Artikel 19 Inwerkingtreding en citeertitel

  • 1.

    • De “Verordening reinigingsheffingen 2014” van 17 december 2013 en de bijbehorende tarieventabel, worden ingetrokken met ingang van de in het derde lid genoemde datum van ingang van de heffing, met dien verstande dat zij van toepassing blijft op de belastbare feiten die zich voor die datum hebben voorgedaan.

  • 2. Deze verordening treedt in werking met ingang van de eerste dag na die van de bekendmaking.

  • 3. De datum van ingang van de heffing is 1 januari 2015.
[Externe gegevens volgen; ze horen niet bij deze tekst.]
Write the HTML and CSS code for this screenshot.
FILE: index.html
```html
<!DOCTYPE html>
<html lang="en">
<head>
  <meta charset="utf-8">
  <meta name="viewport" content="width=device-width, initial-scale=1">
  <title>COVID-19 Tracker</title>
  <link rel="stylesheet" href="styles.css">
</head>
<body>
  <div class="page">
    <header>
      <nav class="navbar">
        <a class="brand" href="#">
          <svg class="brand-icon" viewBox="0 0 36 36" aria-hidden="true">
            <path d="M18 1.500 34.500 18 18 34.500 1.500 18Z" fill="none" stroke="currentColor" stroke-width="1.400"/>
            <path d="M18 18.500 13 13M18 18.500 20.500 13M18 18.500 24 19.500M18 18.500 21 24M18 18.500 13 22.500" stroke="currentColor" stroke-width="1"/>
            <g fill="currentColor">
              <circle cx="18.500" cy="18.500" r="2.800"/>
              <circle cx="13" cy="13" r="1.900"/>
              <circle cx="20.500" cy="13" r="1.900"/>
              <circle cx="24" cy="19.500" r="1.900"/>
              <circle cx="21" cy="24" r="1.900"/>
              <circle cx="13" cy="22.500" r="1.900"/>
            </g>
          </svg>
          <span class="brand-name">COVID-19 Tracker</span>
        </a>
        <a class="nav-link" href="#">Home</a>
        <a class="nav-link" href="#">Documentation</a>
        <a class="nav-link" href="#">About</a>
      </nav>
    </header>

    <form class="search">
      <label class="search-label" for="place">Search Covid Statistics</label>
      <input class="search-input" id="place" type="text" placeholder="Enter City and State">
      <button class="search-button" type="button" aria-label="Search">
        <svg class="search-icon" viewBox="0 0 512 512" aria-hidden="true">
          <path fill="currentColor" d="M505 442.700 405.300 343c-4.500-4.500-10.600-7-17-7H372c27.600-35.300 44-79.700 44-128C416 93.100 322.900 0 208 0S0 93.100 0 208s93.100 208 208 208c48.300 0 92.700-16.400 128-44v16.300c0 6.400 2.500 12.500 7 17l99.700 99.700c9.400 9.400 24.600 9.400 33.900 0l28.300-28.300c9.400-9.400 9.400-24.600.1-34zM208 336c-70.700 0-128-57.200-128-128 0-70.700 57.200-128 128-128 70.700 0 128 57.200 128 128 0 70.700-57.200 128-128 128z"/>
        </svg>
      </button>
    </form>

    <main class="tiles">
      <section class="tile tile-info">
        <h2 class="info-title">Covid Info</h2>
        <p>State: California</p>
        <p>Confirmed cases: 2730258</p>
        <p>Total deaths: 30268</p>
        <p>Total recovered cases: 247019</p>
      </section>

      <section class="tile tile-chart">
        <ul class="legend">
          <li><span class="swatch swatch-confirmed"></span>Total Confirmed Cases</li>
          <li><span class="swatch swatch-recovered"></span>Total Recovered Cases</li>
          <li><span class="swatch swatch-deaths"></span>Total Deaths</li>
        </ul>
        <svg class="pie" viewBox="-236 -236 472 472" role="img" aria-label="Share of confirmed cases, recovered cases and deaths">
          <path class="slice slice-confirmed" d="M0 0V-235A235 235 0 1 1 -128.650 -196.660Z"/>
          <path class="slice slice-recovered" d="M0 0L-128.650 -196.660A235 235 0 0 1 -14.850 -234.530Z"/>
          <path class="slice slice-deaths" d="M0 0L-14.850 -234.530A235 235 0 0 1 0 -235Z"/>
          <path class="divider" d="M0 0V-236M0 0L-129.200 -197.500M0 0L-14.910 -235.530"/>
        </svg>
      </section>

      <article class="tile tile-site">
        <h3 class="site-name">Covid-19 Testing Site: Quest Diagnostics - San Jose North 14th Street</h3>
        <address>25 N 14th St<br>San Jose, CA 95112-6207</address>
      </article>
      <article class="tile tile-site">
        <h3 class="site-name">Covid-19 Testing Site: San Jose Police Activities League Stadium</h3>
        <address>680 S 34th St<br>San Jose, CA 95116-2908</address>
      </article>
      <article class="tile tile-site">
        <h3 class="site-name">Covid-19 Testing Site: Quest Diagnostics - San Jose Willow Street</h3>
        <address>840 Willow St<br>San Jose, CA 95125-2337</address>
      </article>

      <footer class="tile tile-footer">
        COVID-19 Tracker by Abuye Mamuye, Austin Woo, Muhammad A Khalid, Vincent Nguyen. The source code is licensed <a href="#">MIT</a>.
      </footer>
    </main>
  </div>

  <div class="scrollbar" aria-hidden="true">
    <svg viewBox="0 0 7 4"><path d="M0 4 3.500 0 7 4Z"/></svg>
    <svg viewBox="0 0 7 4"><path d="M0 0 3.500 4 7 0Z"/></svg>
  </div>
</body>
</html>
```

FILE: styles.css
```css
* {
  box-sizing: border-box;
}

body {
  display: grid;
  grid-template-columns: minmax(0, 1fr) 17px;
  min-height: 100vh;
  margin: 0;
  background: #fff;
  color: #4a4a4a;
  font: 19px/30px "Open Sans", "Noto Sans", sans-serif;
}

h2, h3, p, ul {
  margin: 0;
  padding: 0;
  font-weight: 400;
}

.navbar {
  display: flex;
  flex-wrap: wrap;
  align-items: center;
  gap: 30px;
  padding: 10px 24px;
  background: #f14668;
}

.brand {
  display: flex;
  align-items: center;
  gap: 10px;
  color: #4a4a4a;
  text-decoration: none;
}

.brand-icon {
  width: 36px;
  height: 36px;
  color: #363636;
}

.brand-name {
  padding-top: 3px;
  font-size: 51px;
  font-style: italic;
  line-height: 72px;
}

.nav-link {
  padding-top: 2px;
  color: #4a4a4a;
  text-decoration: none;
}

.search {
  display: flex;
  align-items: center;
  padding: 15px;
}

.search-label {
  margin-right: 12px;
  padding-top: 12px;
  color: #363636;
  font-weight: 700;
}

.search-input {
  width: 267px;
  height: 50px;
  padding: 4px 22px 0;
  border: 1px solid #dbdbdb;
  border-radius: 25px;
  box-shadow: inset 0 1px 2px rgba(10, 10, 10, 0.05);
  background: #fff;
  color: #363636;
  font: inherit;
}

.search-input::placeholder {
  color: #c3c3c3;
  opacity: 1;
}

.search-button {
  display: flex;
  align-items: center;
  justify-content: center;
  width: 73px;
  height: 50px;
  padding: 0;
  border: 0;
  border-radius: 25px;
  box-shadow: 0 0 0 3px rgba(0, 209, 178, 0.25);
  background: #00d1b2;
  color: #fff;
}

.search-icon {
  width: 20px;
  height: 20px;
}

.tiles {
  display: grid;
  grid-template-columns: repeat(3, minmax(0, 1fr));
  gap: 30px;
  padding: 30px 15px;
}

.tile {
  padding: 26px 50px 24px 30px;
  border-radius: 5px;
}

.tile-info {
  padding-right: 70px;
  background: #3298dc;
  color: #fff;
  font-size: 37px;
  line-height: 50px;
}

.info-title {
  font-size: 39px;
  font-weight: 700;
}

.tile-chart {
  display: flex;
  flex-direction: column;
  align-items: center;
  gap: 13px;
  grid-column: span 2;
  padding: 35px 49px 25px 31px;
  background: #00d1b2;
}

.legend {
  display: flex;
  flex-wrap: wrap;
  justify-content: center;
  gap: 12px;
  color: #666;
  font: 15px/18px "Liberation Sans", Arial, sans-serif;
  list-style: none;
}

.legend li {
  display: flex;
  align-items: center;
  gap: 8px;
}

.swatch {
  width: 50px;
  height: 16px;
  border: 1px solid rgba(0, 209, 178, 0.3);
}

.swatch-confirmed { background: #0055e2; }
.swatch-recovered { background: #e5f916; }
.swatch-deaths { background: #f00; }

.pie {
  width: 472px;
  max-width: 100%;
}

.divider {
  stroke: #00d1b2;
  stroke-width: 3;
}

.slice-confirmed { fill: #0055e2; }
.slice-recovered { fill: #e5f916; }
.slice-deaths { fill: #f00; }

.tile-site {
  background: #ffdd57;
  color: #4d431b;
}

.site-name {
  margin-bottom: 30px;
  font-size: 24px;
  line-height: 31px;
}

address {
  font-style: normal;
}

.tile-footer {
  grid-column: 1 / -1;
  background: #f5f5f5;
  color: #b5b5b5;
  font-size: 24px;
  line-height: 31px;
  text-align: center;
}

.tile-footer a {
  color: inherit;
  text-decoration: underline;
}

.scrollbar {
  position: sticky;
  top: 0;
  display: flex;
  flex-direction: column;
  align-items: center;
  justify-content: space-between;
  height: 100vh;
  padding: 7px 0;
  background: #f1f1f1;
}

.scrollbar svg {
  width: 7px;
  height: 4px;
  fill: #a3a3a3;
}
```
  • 4. Deze verordening wordt aangehaald als: “Verordening reinigingsheffingen 2015”.

Ondertekening

Aldus vastgesteld in de openbare vergadering van de
raad van de gemeente Bergen op 11 december 2014
de griffier, de voorzitter,

Bijlage

Tarieventabel behorende bij de “Verordening reinigingsheffingen 2015”.

Algemeen

De bedragen genoemd in deze tabel zijn inclusief omzetbelasting indien deze verschuldigd is.

 

Hoofdstuk 1 Maatstaf en tarief afvalstoffenheffing

  • 1.

    De belasting bedraagt per perceel per kalenderjaar

1.1.1.  indien dat perceel wordt gebruikt door één persoon € 252,--

1.1.2. indien dat perceel wordt gebruikt door meer dan één persoon € 336,--

1.1.3. voor een 2e woning/vakantiewoning € 252,-- 

1.1.4. voor een extra mini-container met een inhoud van 140 liter € 118,--

1.1.5. voor een extra mini-container met een inhoud van 240 liter € 218,--

1.1.6. voor een extra set mini-containers € 336,--

Hoofdstuk 2 Maatstaf en tarief reinigingsrechten

  • 2.1.

    Het recht voor het ophalen van grijs afval bedraagt per kalenderjaar:

2.1.1. per perceel € 336,--

2.1.2. voor een extra mini-container met een inhoud van 140 liter € 118,--

2.1.3. voor een extra mini-container met een inhoud van 240 liter € 218,--

 

Hoofdstuk 3 Maatstaf en tarief overige reinigingsrechten

  • 3.1.

    Het recht bedraagt voor:

    • 1.

      het ledigen van beer- of zinkputten, septictanks, en het verwijderen van

de daarin verzamelde afvalstoffen per put of tank € 190,--

 

 

Behoort bij het raadsbesluit van 11 december 2014 tot vaststelling van de Verordening reinigingsheffingen 2015.